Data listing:
▬▬▬
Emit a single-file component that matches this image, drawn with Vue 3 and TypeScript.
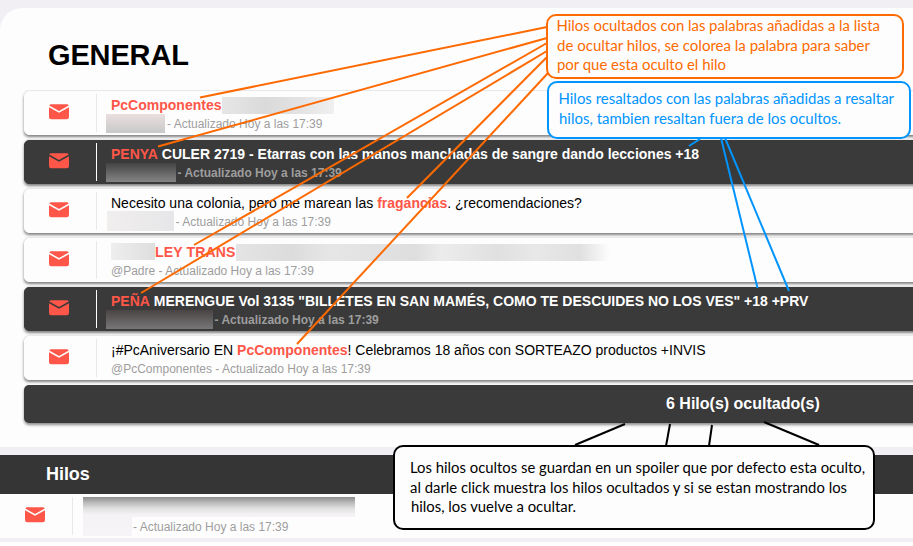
<script setup lang="ts">
interface Part {
  text?: string
  hit?: boolean
  blur?: string
}

interface Thread {
  dark?: boolean
  title: Part[]
  meta: Part[]
}

interface Line {
  x1: number
  y1: number
  x2: number
  y2: number
}

interface NoteLine {
  text: string
  x: number
  y: number
  width: number
}

interface Note {
  tone: string
  x: number
  y: number
  width: number
  height: number
  radius: number
  lines: NoteLine[]
}

const updated = '- Actualizado Hoy a las 17:39'

const threads: Thread[] = [
  {
    title: [{ text: 'PcComponentes', hit: true }, { blur: 'b1' }],
    meta: [{ blur: 'm1' }, { text: updated }],
  },
  {
    dark: true,
    title: [
      { text: 'PENYA', hit: true },
      { text: ' CULER 2719 - Etarras con las manos manchadas de sangre dando lecciones +18' },
    ],
    meta: [{ blur: 'm2' }, { text: updated }],
  },
  {
    title: [
      { text: 'Necesito una colonia, pero me marean las ' },
      { text: 'fragancias', hit: true },
      { text: '. ¿recomendaciones?' },
    ],
    meta: [{ blur: 'm3' }, { text: updated }],
  },
  {
    title: [{ blur: 'b4' }, { text: 'LEY TRANS', hit: true }, { blur: 'b5' }],
    meta: [{ text: '@Padre ' + updated }],
  },
  {
    dark: true,
    title: [
      { text: 'PEÑA', hit: true },
      { text: ' MERENGUE Vol 3135 "BILLETES EN SAN MAMÉS, COMO TE DESCUIDES NO LOS VES" +18 +PRV' },
    ],
    meta: [{ blur: 'm5' }, { text: updated }],
  },
  {
    title: [
      { text: '¡#PcAniversario EN ' },
      { text: 'PcComponentes', hit: true },
      { text: '! Celebramos 18 años con SORTEAZO productos +INVIS' },
    ],
    meta: [{ text: '@PcComponentes ' + updated }],
  },
]

const orange: Line[] = [
  { x1: 547, y1: 27, x2: 200, y2: 97.5 },
  { x1: 547, y1: 38, x2: 158, y2: 146.5 },
  { x1: 547, y1: 43, x2: 194, y2: 245 },
  { x1: 547, y1: 51, x2: 141, y2: 293 },
  { x1: 547, y1: 57, x2: 407, y2: 198 },
  { x1: 548, y1: 73, x2: 297, y2: 344 },
]

const blue: Line[] = [
  { x1: 700, y1: 139, x2: 689, y2: 146 },
  { x1: 721, y1: 138, x2: 757.5, y2: 288 },
  { x1: 725, y1: 138, x2: 789, y2: 291 },
]

const black: Line[] = [
  { x1: 625, y1: 424, x2: 575, y2: 445 },
  { x1: 670, y1: 424, x2: 666, y2: 446 },
  { x1: 712, y1: 425, x2: 709, y2: 446 },
  { x1: 764, y1: 422, x2: 819, y2: 445 },
]

const notes: Note[] = [
  {
    tone: 'orange', x: 547, y: 15, width: 356, height: 63, radius: 9,
    lines: [
      { text: 'Hilos ocultados con las palabras añadidas a la lista', x: 556.5, y: 31, width: 323.5 },
      { text: 'de ocultar hilos, se colorea la palabra para saber', x: 557, y: 51, width: 313 },
      { text: 'por que esta oculto el hilo', x: 557, y: 70, width: 169 },
    ],
  },
  {
    tone: 'blue', x: 548, y: 82, width: 362, height: 56, radius: 9,
    lines: [
      { text: 'Hilos resaltados con las palabras añadidas a resaltar', x: 558.5, y: 104, width: 335.5 },
      { text: 'hilos, tambien resaltan fuera de los ocultos.', x: 559, y: 124, width: 282 },
    ],
  },
  {
    tone: 'black', x: 394, y: 446, width: 480, height: 83, radius: 9,
    lines: [
      { text: 'Los hilos ocultos se guardan en un spoiler que por defecto esta oculto,', x: 410, y: 473, width: 455 },
      { text: 'al darle click muestra los hilos ocultados y si se estan mostrando los', x: 410, y: 493, width: 437 },
      { text: 'hilos, los vuelve a ocultar.', x: 411, y: 512, width: 165 },
    ],
  },
]
</script>

<template>
  <div class="page">
    <section class="forum">
      <h1>GENERAL</h1>
      <div class="list">
        <article v-for="(t, i) in threads" :key="i" class="row" :class="{ dark: t.dark }">
          <svg class="mail" width="20" height="16" viewBox="0 0 20 16">
            <path d="M0 3.2 10 8.7 20 3.2V13a2.3 2.3 0 0 1-2.3 2.3H2.3A2.3 2.3 0 0 1 0 13Z" />
            <path d="M.3 1.6A2 2 0 0 1 2.2.3h15.6a2 2 0 0 1 1.9 1.3L10 6.9Z" />
          </svg>
          <div class="body">
            <div class="title" :class="'t' + (i + 1)">
              <template v-for="(p, j) in t.title" :key="j">
                <i v-if="p.blur" class="blur" :class="p.blur"></i>
                <b v-else-if="p.hit" class="hit">{{ p.text }}</b>
                <span v-else>{{ p.text }}</span>
              </template>
            </div>
            <div class="meta">
              <template v-for="(p, j) in t.meta" :key="j">
                <i v-if="p.blur" class="blur" :class="p.blur"></i>
                <span v-else>{{ p.text }}</span>
              </template>
            </div>
          </div>
        </article>
        <div class="spoiler">6 Hilo(s) ocultado(s)</div>
      </div>
    </section>
    <section class="threads">
      <h2>Hilos</h2>
      <article class="plain">
        <svg class="mail" width="20" height="16" viewBox="0 0 20 16">
          <path d="M0 3.2 10 8.7 20 3.2V13a2.3 2.3 0 0 1-2.3 2.3H2.3A2.3 2.3 0 0 1 0 13Z" />
          <path d="M.3 1.6A2 2 0 0 1 2.2.3h15.6a2 2 0 0 1 1.9 1.3L10 6.9Z" />
        </svg>
        <div class="redacted">
          <div class="smear">
            <div class="meta"><span>{{ updated }}</span></div>
          </div>
        </div>
      </article>
      <div class="next"></div>
    </section>

    <svg class="overlay" width="913" height="546" viewBox="0 0 913 546">
      <g class="orange">
        <line v-for="(l, i) in orange" :key="i" v-bind="l" />
      </g>
      <g class="blue">
        <line v-for="(l, i) in blue" :key="i" v-bind="l" />
      </g>
      <g class="black">
        <line v-for="(l, i) in black" :key="i" v-bind="l" />
      </g>
      <g v-for="n in notes" :key="n.tone" :class="n.tone">
        <rect :x="n.x" :y="n.y" :width="n.width" :height="n.height" :rx="n.radius" />
        <text
          v-for="l in n.lines"
          :key="l.y"
          :x="l.x"
          :y="l.y"
          :textLength="l.width"
          lengthAdjust="spacingAndGlyphs"
        >{{ l.text }}</text>
      </g>
    </svg>
  </div>
</template>

<style>
body {
  background: #fdfdfd;
}
</style>

<style scoped>
.page {
  position: relative;
  box-sizing: border-box;
  width: 913px;
  height: 546px;
  padding-top: 8px;
  overflow: hidden;
  background: #f1eff4;
  font-family: "Liberation Sans", Arial, sans-serif;
}
.forum {
  box-sizing: border-box;
  height: 439px;
  padding: 29px 0 0 24px;
  border-radius: 22px 0 0 0;
  background: #fdfdfd;
}
h1 {
  margin: 0 0 18px 24px;
  font-size: 29px;
  line-height: 36px;
  font-weight: 700;
  letter-spacing: -0.15px;
  color: #000;
}
.list {
  display: flex;
  flex-direction: column;
  gap: 5px;
}
.row {
  display: flex;
  align-items: flex-start;
  box-sizing: border-box;
  height: 44px;
  margin-right: -10px;
  border: 1px solid #fdfdfd;
  border-bottom-color: #fdfdfd;
  border-radius: 5px;
  background: #fdfdfd;
  box-shadow: 0 2px 3px rgba(0, 0, 0, 0.5), 0 -1px 0 #ededf0;
}
.row.dark {
  border-color: #3a3a3a;
  background: #3a3a3a;
}
.mail {
  flex: none;
  margin: 12px 0 0 24px;
  fill: #fe5648;
}
.body {
  box-sizing: border-box;
  height: 38px;
  margin: 2px 0 0 27px;
  padding: 0 0 0 14px;
  border-left: 1px solid #e8e8e8;
}
.dark .body {
  border-left-color: #fff;
}
.title,
.meta {
  display: flex;
  align-items: center;
  white-space: pre;
}
.title {
  height: 20px;
  padding-top: 1px;
  box-sizing: border-box;
  font-size: 14px;
  line-height: 18px;
  color: #000;
}
.t4 .hit {
  letter-spacing: 0.15px;
}
.meta {
  height: 18px;
  font-size: 12px;
  line-height: 18px;
  color: #9d9d9d;
}
.body .meta {
  height: 20px;
}
.dark .title {
  font-weight: 700;
  color: #fff;
}
.dark .meta {
  font-weight: 700;
}
.hit {
  color: #fe5648;
}
.blur {
  flex: none;
  background: linear-gradient(#e9e9e9, #d8d8d8);
}
.b1 { width: 112px; height: 17px; margin: 2px 0 0 1px; background: linear-gradient(90deg, #e6e6e6, #dadada 40%, #e3e3e3 70%, #f0f0f0); }
.b4 { width: 44px; height: 17px; background: linear-gradient(90deg, #eee, #dedede); }
.b5 { width: 374px; height: 17px; margin: 1px 0 0 1px; background: linear-gradient(90deg, #e4e4e4, #dcdcdc 15%, #e6e6e6 25%, #dedede 48%, #ececec 55%, #e0e0e0 70%, #e8e8e8 80%, #e0e0e0 92%, #fdfdfd); }
.m1 { width: 59px; height: 19px; margin: -2px 2px 0 -5px; background: linear-gradient(#eadfdf, #c8c8c8); }
.m2 { width: 70px; height: 19px; margin: -2px 1.5px 0 -5px; background: linear-gradient(#444, #858585); }
.m3 { width: 67px; height: 20px; margin: -3px 1.5px 0 -4px; background: linear-gradient(90deg, #f1eeee, #e6e6e8); }
.m5 { width: 107px; height: 19px; margin: -2px 1.5px 0 -5px; background: linear-gradient(#4a4444, #777); }
.spoiler {
  height: 38px;
  margin-right: -10px;
  padding-left: 642px;
  border-radius: 5px;
  background: #3a3a3a;
  box-shadow: 0 2px 3px rgba(0, 0, 0, 0.45);
  color: #fff;
  font-size: 16px;
  font-weight: 700;
  line-height: 38px;
}
.threads {
  margin-top: 8px;
}
h2 {
  margin: 0;
  padding-left: 46px;
  background: #353535;
  color: #fff;
  font-size: 18px;
  line-height: 39px;
  font-weight: 700;
  letter-spacing: -0.05px;
}
.plain {
  display: flex;
  box-sizing: border-box;
  height: 44px;
  padding: 3px 0 3px 25px;
  background: #fdfdfd;
}
.plain .mail {
  margin: 10px 27px 0 0;
}
.next {
  height: 4px;
  margin-top: 4px;
  background: #fdfdfd;
}
.redacted {
  box-sizing: border-box;
  width: 283px;
  padding-left: 10px;
  border-left: 1px solid #e8e8e8;
}
.smear {
  display: flex;
  align-items: flex-end;
  justify-content: flex-end;
  width: 272px;
  height: 39px;
  background: linear-gradient(#8d8d8d, #bcbcbc 15%, #e2e2e2 30%, #f4f2f4 45%, #f6f4f7);
}
.smear .meta {
  width: 223px;
  height: 19px;
  padding-left: 1px;
  box-sizing: border-box;
  background: #fdfdfd;
}
.overlay {
  position: absolute;
  inset: 0;
}
.overlay line {
  stroke-width: 2;
}
.overlay rect {
  fill: #fdfdfd;
  stroke-width: 2;
}
.overlay text {
  font-family: Lato, Carlito, Calibri, sans-serif;
  font-size: 15.5px;
}
.orange line,
.orange rect { stroke: #fe6a00; }
.orange text { fill: #fe6a00; }
.blue line,
.blue rect { stroke: #0094fe; }
.blue text { fill: #0094fe; }
.black line,
.black rect { stroke: #000; }
.black text { fill: #000; }
</style>
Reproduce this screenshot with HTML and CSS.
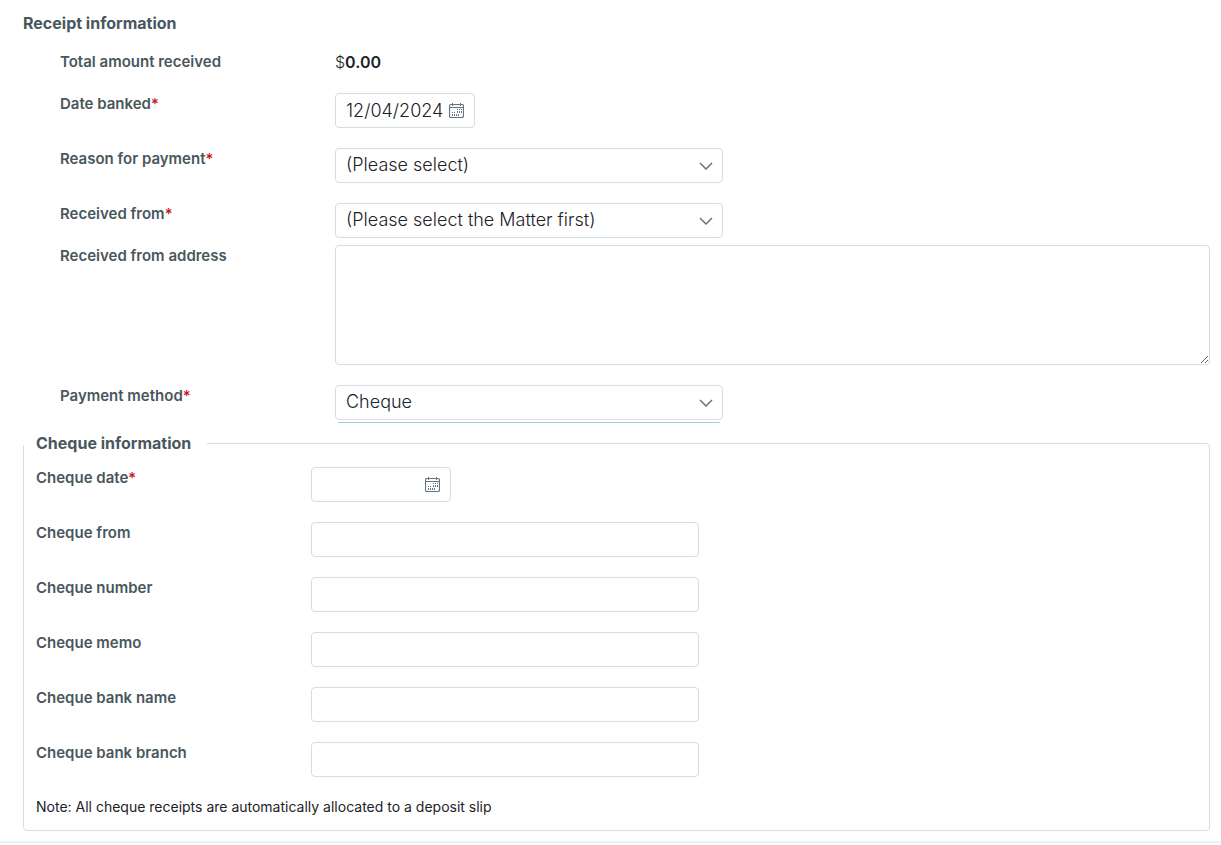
FILE: index.html
```html
<!DOCTYPE html>
<html lang="en">
<head>
  <meta charset="UTF-8">
  <meta name="viewport" content="width=device-width, initial-scale=1.0">
  <title>Receipt information</title>
  <link rel="stylesheet" href="styles.css">
</head>
<body>
  <!-- Shared icons -->
  <svg class="icon-sprite" aria-hidden="true">
    <symbol id="calendar" viewBox="0 0 15 15">
      <path d="M3.5 0v3M11.5 0v3" stroke="currentColor" fill="none"/>
      <rect x="0.5" y="1.5" width="14" height="13" rx="1.5" fill="none" stroke="currentColor" stroke-width="1.2"/>
      <path d="M1 4.5h13" stroke="currentColor"/>
      <path d="M8 6h1v1H8zM10 6h1v1h-1zM12 6h1v1h-1zM3 9h1v1H3zM5 9h1v1H5zM8 8h1v2H8zM10 8h1v2h-1zM12 8h1v2h-1zM3 11h1v2H3zM5 11h1v2H5zM7 11h1v2H7zM9 11h1v2H9z" fill="currentColor"/>
    </symbol>
    <symbol id="chevron" viewBox="0 0 14 8">
      <path d="M1 1l6 6 6-6" fill="none" stroke="currentColor" stroke-width="1.5"/>
    </symbol>
  </svg>

  <form class="receipt-form">
    <h2 class="section-title">Receipt information</h2>

    <div class="receipt-rows">
      <div class="form-row">
        <span class="form-label">Total amount received</span>
        <div class="amount">$<strong>0.00</strong></div>
      </div>
      <div class="form-row">
        <label class="form-label" for="date-banked">Date banked<span class="required">*</span></label>
        <div class="date-field">
          <input class="control" type="text" id="date-banked" value="12/04/2024">
          <button class="date-button" type="button" aria-label="Choose date banked"><svg class="calendar-icon"><use href="#calendar"/></svg></button>
        </div>
      </div>
      <div class="form-row">
        <label class="form-label" for="reason">Reason for payment<span class="required">*</span></label>
        <div class="select-field">
          <select class="control" id="reason"><option>(Please select)</option></select>
          <svg class="chevron-icon"><use href="#chevron"/></svg>
        </div>
      </div>
      <div class="form-row received-row">
        <label class="form-label" for="received-from">Received from<span class="required">*</span></label>
        <div class="select-field">
          <select class="control" id="received-from"><option>(Please select the Matter first)</option></select>
          <svg class="chevron-icon"><use href="#chevron"/></svg>
        </div>
      </div>
      <div class="form-row">
        <label class="form-label" for="address">Received from address</label>
        <textarea class="control address" id="address"></textarea>
      </div>
      <div class="form-row method-row">
        <label class="form-label" for="method">Payment method<span class="required">*</span></label>
        <div class="select-field active">
          <select class="control" id="method"><option>Cheque</option></select>
          <svg class="chevron-icon"><use href="#chevron"/></svg>
        </div>
      </div>
    </div>

    <fieldset class="cheque-info">
      <legend class="section-title">Cheque information</legend>
      <div class="form-row">
        <label class="form-label" for="cheque-date">Cheque date<span class="required">*</span></label>
        <div class="date-field">
          <input class="control" type="text" id="cheque-date">
          <button class="date-button" type="button" aria-label="Choose cheque date"><svg class="calendar-icon"><use href="#calendar"/></svg></button>
        </div>
      </div>
      <div class="form-row">
        <label class="form-label" for="cheque-from">Cheque from</label>
        <input class="control text-field" type="text" id="cheque-from">
      </div>
      <div class="form-row">
        <label class="form-label" for="cheque-number">Cheque number</label>
        <input class="control text-field" type="text" id="cheque-number">
      </div>
      <div class="form-row">
        <label class="form-label" for="cheque-memo">Cheque memo</label>
        <input class="control text-field" type="text" id="cheque-memo">
      </div>
      <div class="form-row">
        <label class="form-label" for="bank-name">Cheque bank name</label>
        <input class="control text-field" type="text" id="bank-name">
      </div>
      <div class="form-row">
        <label class="form-label" for="bank-branch">Cheque bank branch</label>
        <input class="control text-field" type="text" id="bank-branch">
      </div>
      <p class="note">Note: All cheque receipts are automatically allocated to a deposit slip</p>
    </fieldset>
  </form>
</body>
</html>
```
FILE: styles.css
```css
* {
  box-sizing: border-box;
}

body {
  margin: 0;
  background: #fff;
  color: #1b2228;
  font-family: Inter, "Liberation Sans", sans-serif;
}

.icon-sprite {
  display: none;
}

.receipt-form {
  padding: 13px 11px 10px 23px;
  border-bottom: 2px solid #edf1f5;
}

.section-title {
  margin: 0;
  color: #48575d;
  font-size: 16px;
  font-weight: 700;
  line-height: 20px;
}

.receipt-rows {
  padding: 18px 0 0 37px;
}

.form-row {
  display: grid;
  grid-template-columns: 275px 1fr;
  align-items: start;
  margin-bottom: 20px;
}

.form-label {
  color: #48575d;
  font-size: 15px;
  font-weight: 600;
  line-height: 22px;
}

.required {
  color: #cc1122;
  font-weight: 500;
}

.amount {
  font-size: 16px;
  font-weight: 300;
  line-height: 22px;
}

.amount strong {
  font-weight: 600;
}

.control {
  display: block;
  width: 100%;
  height: 35px;
  margin: 0;
  padding: 0 10px;
  border: 1px solid #d3dee4;
  border-radius: 4px;
  background: #fff;
  color: #1b2228;
  font-family: inherit;
  font-size: 18px;
  font-weight: 300;
  appearance: none;
}

.date-field {
  position: relative;
  width: 140px;
}

.date-button {
  position: absolute;
  top: 10px;
  right: 11px;
  padding: 0;
  border: none;
  background: none;
  color: #647480;
  cursor: pointer;
}

.calendar-icon {
  display: block;
  width: 15px;
  height: 15px;
}

.select-field {
  position: relative;
  width: 100%;
  max-width: 388px;
}

.select-field .control {
  padding-bottom: 2px;
}

.chevron-icon {
  position: absolute;
  top: 14px;
  right: 10px;
  width: 14px;
  height: 8px;
  color: #647480;
  pointer-events: none;
}

/* Teal underline of the focused drop-down */
.select-field.active::after {
  content: "";
  position: absolute;
  right: 3px;
  bottom: -3px;
  left: 3px;
  height: 1px;
  background: #9fcfd3;
}

.text-field {
  max-width: 388px;
}

.received-row {
  margin-bottom: 7px;
}

.method-row {
  margin-bottom: 13px;
}

.address {
  height: 120px;
  resize: vertical;
}

.cheque-info {
  margin: 0;
  padding: 14px 12px 13px;
  border: 1px solid #dadcdd;
  border-radius: 4px;
}

.cheque-info .section-title {
  margin-left: -12px;
  padding: 0 16px 0 12px;
}

.note {
  margin: 0;
  font-size: 14px;
  line-height: 20px;
}
```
▬▬▬
Up to and including the line containing "const updated = '- Actualizado", repeat every line from the start of the data, but none of the pictures.

_Exercise answer:_
Emit a single-file component that matches this image, drawn with Vue 3 and TypeScript.
<script setup lang="ts">
interface Part {
  text?: string
  hit?: boolean
  blur?: string
}

interface Thread {
  dark?: boolean
  title: Part[]
  meta: Part[]
}

interface Line {
  x1: number
  y1: number
  x2: number
  y2: number
}

interface NoteLine {
  text: string
  x: number
  y: number
  width: number
}

interface Note {
  tone: string
  x: number
  y: number
  width: number
  height: number
  radius: number
  lines: NoteLine[]
}

const updated = '- Actualizado Hoy a las 17:39'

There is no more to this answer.